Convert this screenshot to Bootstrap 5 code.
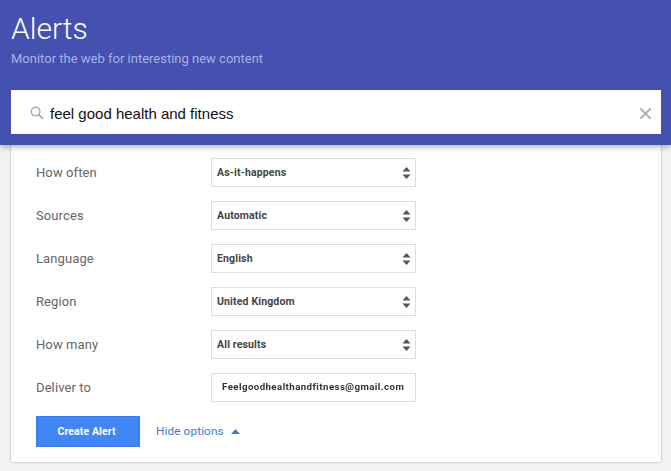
<!DOCTYPE html>
<html lang="en"><head><meta charset="utf-8"><title>Alerts</title>
<link rel="stylesheet" href="https://cdn.jsdelivr.net/npm/bootstrap@5.3.0/dist/css/bootstrap.min.css">
<style>
html,body{height:471px;overflow:hidden}
body{background:#f2f2f2;font-family:Roboto,"Liberation Sans",sans-serif;color:#666}
.hero{background:#4451b0;height:145px;padding:0 10px 11px 11px;position:relative;z-index:2;box-shadow:0 2px 6px rgba(0,0,0,.3)}
.hero h1{font-size:30px;font-weight:300;color:#fff;line-height:38px;margin:0;padding-top:10px}
.hero p{font-size:13px;color:#a9b0e4;line-height:18px;margin:2px 0 0}
.searchbar{background:#fff;height:44px;margin-top:22px;padding:2px 9px 0 19px;color:#111;font-size:15px;font-family:"Liberation Sans",sans-serif}
.searchbar span{padding-top:2px}
.lens{margin-right:6px}
.panel{background:#fff;margin:0 10px 0 11px;height:317px;padding:13px 25px 0;box-shadow:0 0 2px rgba(0,0,0,.35)}
.optrow{height:29px;margin-bottom:14px}
.optrow label{width:175px;font-size:13px;letter-spacing:.1px;color:#666}
.pick{width:205px;height:29px;border:1px solid #ddd;background:#fff;padding:0 4px 0 5px;font-size:10.5px;font-weight:700;color:#444;letter-spacing:.15px}
.updown{width:9px;height:12px}
.mailaddr{font-size:9.7px;letter-spacing:.42px;color:#333;padding-left:5px;filter:blur(.3px)}
.createbtn{--bs-btn-bg:#4285f4;--bs-btn-border-color:#3b78e0;--bs-btn-hover-bg:#3b78e0;--bs-btn-hover-border-color:#3b78e0;--bs-btn-color:#fff;--bs-btn-hover-color:#fff;--bs-btn-border-radius:0;width:104px;height:31px;padding:0 3px 0 0;font-size:10.5px;font-weight:700;letter-spacing:.1px}
.hidelink{color:#4a76c9;font-size:11.8px;letter-spacing:.1px;text-decoration:none}
.actions{margin-top:1px}
.caret-up{margin-left:7px}
</style></head><body>
<div class="hero">
<h1>Alerts</h1>
<p>Monitor the web for interesting new content</p>
<div class="searchbar d-flex align-items-center">
<svg width="14" height="14" viewBox="0 0 15 15" fill="none" stroke="#aaa" class="lens flex-shrink-0"><circle cx="6" cy="6" r="4.6" stroke-width="1.5"/><path d="M9.3 9.3 13.8 13.8" stroke-width="2"/></svg>
<span>feel good health and fitness</span>
<svg class="ms-auto" width="13" height="13" viewBox="0 0 14 14" stroke="#aaa" stroke-width="2"><path d="M1.5 1.5 12.5 12.5M12.5 1.5 1.5 12.5"/></svg>
</div>
</div>
<div class="panel">
<div class="optrow d-flex align-items-center"><label>How often</label><div class="pick d-flex align-items-center justify-content-between"><span>As-it-happens</span><svg class="updown" viewBox="0 0 9 12" fill="#555"><path d="M4.5 0 8.5 4.500H.5zM4.500 12 .5 7.500h8z"/></svg></div></div>
<div class="optrow d-flex align-items-center"><label>Sources</label><div class="pick d-flex align-items-center justify-content-between"><span>Automatic</span><svg class="updown" viewBox="0 0 9 12" fill="#555"><path d="M4.5 0 8.5 4.500H.5zM4.500 12 .5 7.500h8z"/></svg></div></div>
<div class="optrow d-flex align-items-center"><label>Language</label><div class="pick d-flex align-items-center justify-content-between"><span>English</span><svg class="updown" viewBox="0 0 9 12" fill="#555"><path d="M4.5 0 8.5 4.500H.5zM4.500 12 .5 7.500h8z"/></svg></div></div>
<div class="optrow d-flex align-items-center"><label>Region</label><div class="pick d-flex align-items-center justify-content-between"><span>United Kingdom</span><svg class="updown" viewBox="0 0 9 12" fill="#555"><path d="M4.5 0 8.5 4.500H.5zM4.500 12 .5 7.500h8z"/></svg></div></div>
<div class="optrow d-flex align-items-center"><label>How many</label><div class="pick d-flex align-items-center justify-content-between"><span>All results</span><svg class="updown" viewBox="0 0 9 12" fill="#555"><path d="M4.5 0 8.5 4.500H.5zM4.500 12 .5 7.500h8z"/></svg></div></div>
<div class="optrow d-flex align-items-center"><label>Deliver to</label><div class="pick d-flex align-items-center"><span class="mailaddr">Feelgoodhealthandfitness@gmail.com</span></div></div>
<div class="actions d-flex align-items-center">
<button type="button" class="btn createbtn">Create Alert</button>
<a class="hidelink ms-3 d-flex align-items-center" href="#">Hide options<svg class="caret-up" width="9" height="5" viewBox="0 0 9 5" fill="#4a76c9"><path d="M4.5 0 9 5H0z"/></svg></a>
</div>
</div>
</body></html>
────────────────────────────────────────
**THE EXERCISE:** The listing above needs to be output again exactly. Don't include the pictures.

**WRITTEN SOLUTION:**
Convert this screenshot to Bootstrap 5 code.
<!DOCTYPE html>
<html lang="en"><head><meta charset="utf-8"><title>Alerts</title>
<link rel="stylesheet" href="https://cdn.jsdelivr.net/npm/bootstrap@5.3.0/dist/css/bootstrap.min.css">
<style>
html,body{height:471px;overflow:hidden}
body{background:#f2f2f2;font-family:Roboto,"Liberation Sans",sans-serif;color:#666}
.hero{background:#4451b0;height:145px;padding:0 10px 11px 11px;position:relative;z-index:2;box-shadow:0 2px 6px rgba(0,0,0,.3)}
.hero h1{font-size:30px;font-weight:300;color:#fff;line-height:38px;margin:0;padding-top:10px}
.hero p{font-size:13px;color:#a9b0e4;line-height:18px;margin:2px 0 0}
.searchbar{background:#fff;height:44px;margin-top:22px;padding:2px 9px 0 19px;color:#111;font-size:15px;font-family:"Liberation Sans",sans-serif}
.searchbar span{padding-top:2px}
.lens{margin-right:6px}
.panel{background:#fff;margin:0 10px 0 11px;height:317px;padding:13px 25px 0;box-shadow:0 0 2px rgba(0,0,0,.35)}
.optrow{height:29px;margin-bottom:14px}
.optrow label{width:175px;font-size:13px;letter-spacing:.1px;color:#666}
.pick{width:205px;height:29px;border:1px solid #ddd;background:#fff;padding:0 4px 0 5px;font-size:10.5px;font-weight:700;color:#444;letter-spacing:.15px}
.updown{width:9px;height:12px}
.mailaddr{font-size:9.7px;letter-spacing:.42px;color:#333;padding-left:5px;filter:blur(.3px)}
.createbtn{--bs-btn-bg:#4285f4;--bs-btn-border-color:#3b78e0;--bs-btn-hover-bg:#3b78e0;--bs-btn-hover-border-color:#3b78e0;--bs-btn-color:#fff;--bs-btn-hover-color:#fff;--bs-btn-border-radius:0;width:104px;height:31px;padding:0 3px 0 0;font-size:10.5px;font-weight:700;letter-spacing:.1px}
.hidelink{color:#4a76c9;font-size:11.8px;letter-spacing:.1px;text-decoration:none}
.actions{margin-top:1px}
.caret-up{margin-left:7px}
</style></head><body>
<div class="hero">
<h1>Alerts</h1>
<p>Monitor the web for interesting new content</p>
<div class="searchbar d-flex align-items-center">
<svg width="14" height="14" viewBox="0 0 15 15" fill="none" stroke="#aaa" class="lens flex-shrink-0"><circle cx="6" cy="6" r="4.6" stroke-width="1.5"/><path d="M9.3 9.3 13.8 13.8" stroke-width="2"/></svg>
<span>feel good health and fitness</span>
<svg class="ms-auto" width="13" height="13" viewBox="0 0 14 14" stroke="#aaa" stroke-width="2"><path d="M1.5 1.5 12.5 12.5M12.5 1.5 1.5 12.5"/></svg>
</div>
</div>
<div class="panel">
<div class="optrow d-flex align-items-center"><label>How often</label><div class="pick d-flex align-items-center justify-content-between"><span>As-it-happens</span><svg class="updown" viewBox="0 0 9 12" fill="#555"><path d="M4.5 0 8.5 4.500H.5zM4.500 12 .5 7.500h8z"/></svg></div></div>
<div class="optrow d-flex align-items-center"><label>Sources</label><div class="pick d-flex align-items-center justify-content-between"><span>Automatic</span><svg class="updown" viewBox="0 0 9 12" fill="#555"><path d="M4.5 0 8.5 4.500H.5zM4.500 12 .5 7.500h8z"/></svg></div></div>
<div class="optrow d-flex align-items-center"><label>Language</label><div class="pick d-flex align-items-center justify-content-between"><span>English</span><svg class="updown" viewBox="0 0 9 12" fill="#555"><path d="M4.5 0 8.5 4.500H.5zM4.500 12 .5 7.500h8z"/></svg></div></div>
<div class="optrow d-flex align-items-center"><label>Region</label><div class="pick d-flex align-items-center justify-content-between"><span>United Kingdom</span><svg class="updown" viewBox="0 0 9 12" fill="#555"><path d="M4.5 0 8.5 4.500H.5zM4.500 12 .5 7.500h8z"/></svg></div></div>
<div class="optrow d-flex align-items-center"><label>How many</label><div class="pick d-flex align-items-center justify-content-between"><span>All results</span><svg class="updown" viewBox="0 0 9 12" fill="#555"><path d="M4.5 0 8.5 4.500H.5zM4.500 12 .5 7.500h8z"/></svg></div></div>
<div class="optrow d-flex align-items-center"><label>Deliver to</label><div class="pick d-flex align-items-center"><span class="mailaddr">Feelgoodhealthandfitness@gmail.com</span></div></div>
<div class="actions d-flex align-items-center">
<button type="button" class="btn createbtn">Create Alert</button>
<a class="hidelink ms-3 d-flex align-items-center" href="#">Hide options<svg class="caret-up" width="9" height="5" viewBox="0 0 9 5" fill="#4a76c9"><path d="M4.5 0 9 5H0z"/></svg></a>
</div>
</div>
</body></html>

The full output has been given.